Our text from St. John ends today by saying, “And the Word became flesh and dwelt among us, and we have seen his glory, glory as of the only Son from the Father, full of grace and truth.” In Jesus, we see God's glory. He was the human embodiment of God's grace, his initiating love, his love that is so undeserved by us, yet given to us nonetheless. And he is the truth, the final, authoritative revelation of God to mankind.

What does the Incarnation of Christ mean for us today? RE-CREATION, REVELATION, and a NEW RELATION. Today's Epistle reading nicely sums up our theme: “Long ago, at many times and in many ways, God spoke to our fathers by the prophets, but in these last days he has spoken to us by his Son, whom he appointed the heir of all things, through whom also he created the world. He is the radiance of the glory of God and the exact imprint of his nature, and he upholds the universe by the word of his power. After making purification for sins, he sat down at the right hand of the Majesty on high, having become as much superior to the angels as the name he has inherited is more excellent than theirs.” (Heb. 1:1-4)

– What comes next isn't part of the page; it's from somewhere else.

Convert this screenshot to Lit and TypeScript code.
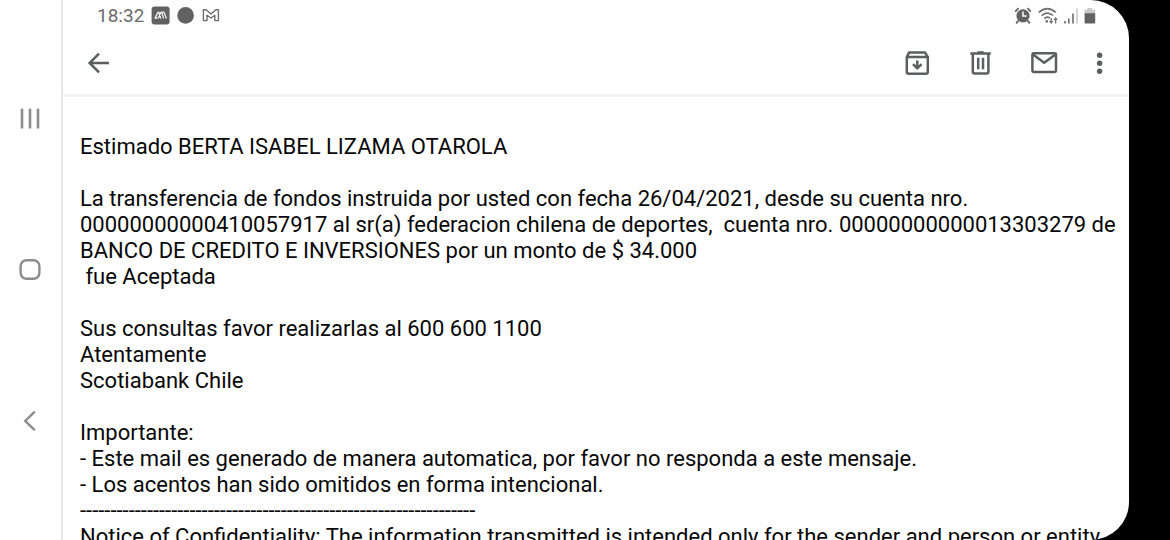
import { LitElement, html, css } from "lit";
import { customElement } from "lit/decorators.js";

const MESSAGE = [
  "Estimado BERTA ISABEL LIZAMA OTAROLA",
  "La transferencia de fondos instruida por usted con fecha 26/04/2021, desde su cuenta nro. 00000000000410057917 al sr(a) federacion chilena de deportes,  cuenta nro. 00000000000013303279 de BANCO DE CREDITO E INVERSIONES por un monto de $ 34.000\n fue Aceptada",
  "Sus consultas favor realizarlas al 600 600 1100\nAtentamente\nScotiabank Chile",
  "Importante:\n- Este mail es generado de manera automatica, por favor no responda a este mensaje.\n- Los acentos han sido omitidos en forma intencional.\n" +
    "-".repeat(65) +
    "\nNotice of Confidentiality: The information transmitted is intended only for the sender and person or entity",
];

@customElement("system-nav")
class SystemNav extends LitElement {
  static styles = css`
    :host {
      box-sizing: border-box;
      display: flex;
      flex-direction: column;
      flex: none;
      width: 63px;
      padding: 43px 0;
      border-right: 2px solid #e6e6e6;
    }
    button {
      flex: 1;
      display: grid;
      place-items: center;
      margin: 0;
      padding: 0 1px 0 0;
      border: 0;
      background: none;
      color: #8c8c8c;
    }
    svg {
      display: block;
      fill: none;
      stroke: currentColor;
    }
  `;
  render() {
    return html`
      <button aria-label="Recientes">
        <svg width="24" height="24" viewBox="0 0 24 24" stroke-width="2.6">
          <path d="M4 1.8v19.6M12 1.8v19.6M20 1.8v19.6" />
        </svg>
      </button>
      <button aria-label="Inicio">
        <svg width="24" height="24" viewBox="0 0 24 24" stroke-width="2.4">
          <rect x="2.6" y="2.2" width="18.8" height="18.6" rx="6" />
        </svg>
      </button>
      <button aria-label="Atrás">
        <svg width="24" height="24" viewBox="0 0 24 24" stroke-width="2.4">
          <path d="M16.8 2.6L7.2 12l9.6 9.2" />
        </svg>
      </button>
    `;
  }
}

@customElement("status-bar")
class StatusBar extends LitElement {
  static styles = css`
    :host {
      display: flex;
      align-items: center;
      justify-content: space-between;
      height: 32px;
      padding: 0 33px 0 34px;
      color: #626262;
    }
    .group {
      display: flex;
      align-items: center;
      gap: 7px;
    }
    .signals {
      gap: 6px;
    }
    .time {
      font-size: 19px;
      line-height: 32px;
      color: #6c6c6c;
    }
    svg {
      display: block;
    }
  `;
  render() {
    return html`
      <div class="group">
        <span class="time">18:32</span>
        <svg width="19" height="20" viewBox="0 0 19 20">
          <rect x="0.6" y="0.4" width="18" height="18" rx="3" fill="#626262" />
          <path d="M3.8 12.6L6.8 6.6Q7.4 5.6 8 6.6L9.8 12.6M7.4 12.2L9.6 6.8Q10.2 5.8 10.8 6.8L12.6 12.4M10.4 6.2L12.4 6.2Q13 6.2 13.4 7.2L15.4 12.6M3.8 12.2h3" fill="none" stroke="#f4f4f4" stroke-width="1.3" />
        </svg>
        <svg width="18" height="20" viewBox="0 0 18 20"><circle cx="8.6" cy="9.4" r="8.3" fill="#626262" /></svg>
        <svg width="18" height="20" viewBox="0 0 18 20">
          <path d="M1.4 14.6V3.8h2.6L9 8l4.8-4.2h2.6v10.8h-3.6V9.2L9 12 5 9.2v5.4z" fill="none" stroke="#6c6c6c" stroke-width="1.4" stroke-linejoin="round" />
        </svg>
      </div>
      <div class="group signals">
        <svg width="18" height="20" viewBox="0 0 18 20">
          <circle cx="9" cy="9.8" r="6.6" fill="#626262" />
          <path d="M1.2 5.6L4.6 2.2M16.8 5.6L13.4 2.2M4.4 14.6l-2.2 2.8M13.6 14.6l2.2 2.8" fill="none" stroke="#626262" stroke-width="1.8" />
          <path d="M9 5.6V10h3.6" fill="none" stroke="#fff" stroke-width="1.5" />
        </svg>
        <svg width="20" height="20" viewBox="0 0 20 20" fill="none" stroke="#707070" stroke-width="1.7">
          <path d="M0.8 6.4Q9 -1.2 17.8 6.4M3.6 9.6Q9 4.6 15 9.4M6.4 12.6Q9 10.2 11.8 12" />
          <circle cx="8.8" cy="15.4" r="1.3" fill="#707070" stroke="none" />
          <path d="M13.2 12v4M17.6 17.4v-5" stroke-width="1.3" />
          <path d="M11 15h4.4l-2.2 3zM15.4 14h4.4l-2.2-3z" fill="#707070" stroke="none" />
        </svg>
        <svg width="14" height="20" viewBox="0 0 14 20" stroke-width="1.5">
          <path d="M1 15v2.6M4.8 12.6v5M9 7.6v10" stroke="#626262" />
          <path d="M13 2.6v15" stroke="#c8c8c8" />
        </svg>
        <svg width="12" height="20" viewBox="0 0 12 20">
          <path d="M3.4 2h5v1.8h2.8V8H0.6V3.8h2.8z" fill="#c9c9c9" />
          <path d="M0.6 7.2h10.6v9.2a1 1 0 0 1-1 1H1.6a1 1 0 0 1-1-1z" fill="#626262" />
        </svg>
      </div>
    `;
  }
}

@customElement("mail-toolbar")
class MailToolbar extends LitElement {
  static styles = css`
    :host {
      display: flex;
      align-items: center;
      justify-content: space-between;
      height: 62px;
      padding: 0 23px 0 22px;
      border-bottom: 3px solid #f3f3f3;
      color: #5c5e61;
    }
    .actions {
      display: flex;
      gap: 36px;
    }
    button {
      margin: 0;
      padding: 0;
      border: 0;
      background: none;
      color: inherit;
    }
    svg {
      display: block;
      fill: none;
      stroke: currentColor;
      stroke-width: 2.5;
      stroke-linejoin: round;
    }
  `;
  render() {
    return html`
      <button aria-label="Volver">
        <svg width="28" height="28" viewBox="0 0 28 28">
          <path d="M24 14H5M14 4.6L4.6 14l9.4 9.4" stroke-linejoin="miter" />
        </svg>
      </button>
      <div class="actions">
        <button aria-label="Archivar">
          <svg width="28" height="28" viewBox="0 0 28 28">
            <path d="M4.8 8L7 3.6h16L25.8 8v14.8a2 2 0 0 1-2 2h-17a2 2 0 0 1-2-2zM5 8h20.6" />
            <path d="M15.3 11.4v7.6M11 15.2l4.3 4.2 4.3-4.2" />
          </svg>
        </button>
        <button aria-label="Eliminar">
          <svg width="28" height="28" viewBox="0 0 28 28">
            <path d="M4.4 4.4h20.4M11.4 3.4h6.4M6.8 4.6v17.8a2 2 0 0 0 2 2h11.6a2 2 0 0 0 2-2V4.6" />
            <path d="M12.2 8.8v11.4M17 8.8v11.4" />
          </svg>
        </button>
        <button aria-label="Marcar como no leído">
          <svg width="28" height="28" viewBox="0 0 28 28">
            <rect x="2.4" y="4.2" width="23.6" height="18.8" rx="1.2" />
            <path d="M3 5.4l11.2 8.4L25.4 5.4" />
          </svg>
        </button>
        <button aria-label="Más opciones">
          <svg width="12" height="28" viewBox="0 0 12 28">
            <g fill="currentColor" stroke="none">
              <circle cx="5.6" cy="6.2" r="2.7" />
              <circle cx="5.6" cy="14.2" r="2.7" />
              <circle cx="5.6" cy="22.2" r="2.7" />
            </g>
          </svg>
        </button>
      </div>
    `;
  }
}

@customElement("app-root")
class AppRoot extends LitElement {
  static styles = css`
    :host {
      box-sizing: border-box;
      display: block;
      height: 100vh;
      padding-right: 41px;
      overflow: hidden;
      background: #000;
      font-family: Roboto, "Liberation Sans", sans-serif;
    }
    .screen {
      display: flex;
      height: 100%;
      overflow: hidden;
      border-radius: 0 38px 38px 0;
      background: #fefefe;
    }
    .mail {
      flex: 1;
      min-width: 0;
    }
    .message {
      padding: 37px 12px 0 17px;
      font-size: 22px;
      line-height: 26px;
      color: #080808;
    }
    p {
      margin: 0 0 26px;
      white-space: pre-wrap;
    }
  `;
  render() {
    return html`
      <div class="screen">
        <system-nav></system-nav>
        <main class="mail">
          <status-bar></status-bar>
          <mail-toolbar></mail-toolbar>
          <article class="message">${MESSAGE.map((text) => html`<p>${text}</p>`)}</article>
        </main>
      </div>
    `;
  }
}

And old pioneer had travelled westward until he came to the Grand Canyon. He gawked at the magnificent sight before him as he stood at the rim. There before him was a vast chasm one mile down, eighteen miles across, and more than a hundred miles long. In awe, he gasped, “Something musta happened here!”

A visitor to our world at Christmas time would see all the lights and decorations, parades and parties, numerous people gathering together at churches, and would exclaim, “Something musta happened here!”

Indeed, something did happen here. God became “One of Us.”